I don’t want to live in a culture where fear is the norm because these families don’t hold themselves or their relatives to a high enough standard.
Anonymous
Anonymous wrote:I think all these “no sleepover” families are bringing their fears and foreign culture here. Most traditional American families have been doing sleep away camps for generations and have no trouble with sleepovers with families they know.

I don’t want to live in a culture where fear is the norm because these families don’t hold themselves or their relatives to a high enough standard.


Nice sock puppet
Anonymous
Anonymous wrote:
Anonymous wrote:I am surprised by all the people on this thread saying they don't do sleepovers. At my kids' school, we've only had one invitee across our 3 kids say they didn't do sleepovers. Like 40ish yeses. I think you are bigger outliers having a larger impact on your kids' social lives than you know.


+1
Socially strange parents creating socially strange kids. That said, I make sure I know the families where I let my kid sleepover.
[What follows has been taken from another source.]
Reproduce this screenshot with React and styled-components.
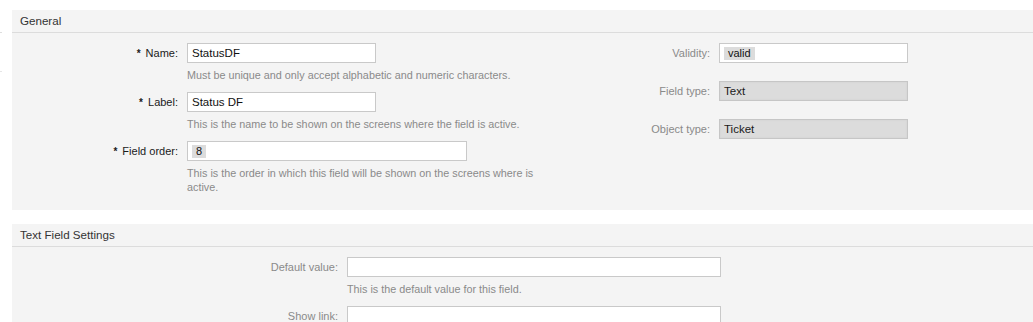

Most are at our small private school, club, or church so I know the whole family for a while before a sleepover happens.


Oh yes the church goers are the ones with the biggest skeletons in the closet
Anonymous
My DD is in 4th grade and has regularly done sleepovers since the 1st grade.
Anonymous
Anonymous wrote:
Anonymous wrote:
Anonymous wrote:I am surprised by all the people on this thread saying they don't do sleepovers. At my kids' school, we've only had one invitee across our 3 kids say they didn't do sleepovers. Like 40ish yeses. I think you are bigger outliers having a larger impact on your kids' social lives than you know.


+1
Socially strange parents creating socially strange kids. That said, I make sure I know the families where I let my kid sleepover. Most are at our small private school, club, or church so I know the whole family for a while before a sleepover happens.


Oh yes the church goers are the ones with the biggest skeletons in the closet


. . . Depends on the church. You obviously wouldn’t know that.